WHO?MAG: Take us through the history of the Sugarhill gang.
WONDER MIKE: In 1979, I was in a group called Sound on Sound, which was my cousin’s DJ group. My DJ heard about an audition about a lady named Sylvia Robinson who wanted to make a record, so then she went and got Big Bank Hank. She sent her son Joey out to recruit somebody and he heard about Hank. Hank was working in a pizza parlor. He auditioned Hank, right in his car with pizza dough and everything in his new 98. Master Gee was across the street and he heard somebody in the car rhyming. He walked up with his friend Mark Green and was like “yo, your man is nice, but my man is nicer.” He hopped in the car and started auditioning. So they went up to Mrs. Robinson’s house and I was already up there with my DJ. They started going back and forth and back and forth until she said, “ok, we’re going to use you two guys instead of one.” I was sitting there like “man, speak up and say something!” So I said, “Hey Mrs. Robinson, I can rap too.” She said “ok sweetie, speak up let’s see what you got.” So I just started going “hip, hop, the hippie the hippie” and just started rhyming about everything from the dog, to the furniture, the statues, and everything. She was like “yeah, I like that. Now Hank, you come in with your hotel, motel, and Master Gee, you come in with your part” and the rest was history.

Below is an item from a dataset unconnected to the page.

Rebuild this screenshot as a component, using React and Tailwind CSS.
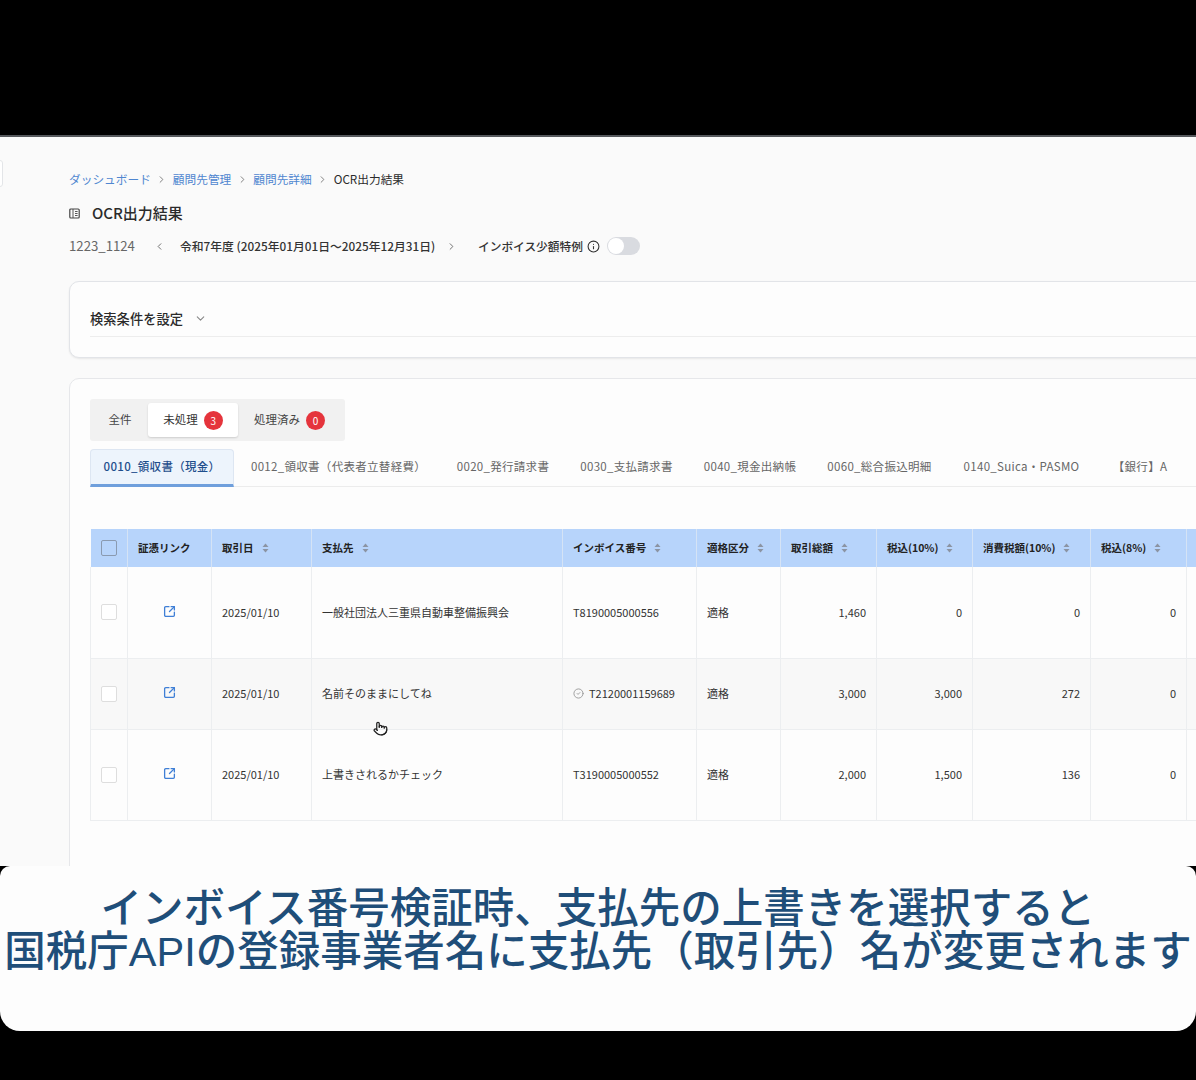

WHO?MAG: What’s your first memory of hip-hop?
WONDER MIKE: My cousin Mark Wright, AKA Daddy Wright, came to my house with a big boom box and I remember hearing someone coming over to my house and I remember hearing someone reciting poetry over a beat. Going “yes yes ya’ll, to the beat y’all” and I was like “what is that???”. He told me “yo, this is the hottest thing in New York right now. It’s called rap.” I kind of liked it, but every song on the tape, everyone was saying the same thing “yes yes y’all, to the beat y’all”. I ended up making up rhymes in my head that were better. It was different. I was going a little bit my own way. I asked my cousin if I could join his group. That was May 28th, 1979. That was the first time I heard it from my cousin Mark.

WHO?MAG: How’s your current experience with Sugarhill Records?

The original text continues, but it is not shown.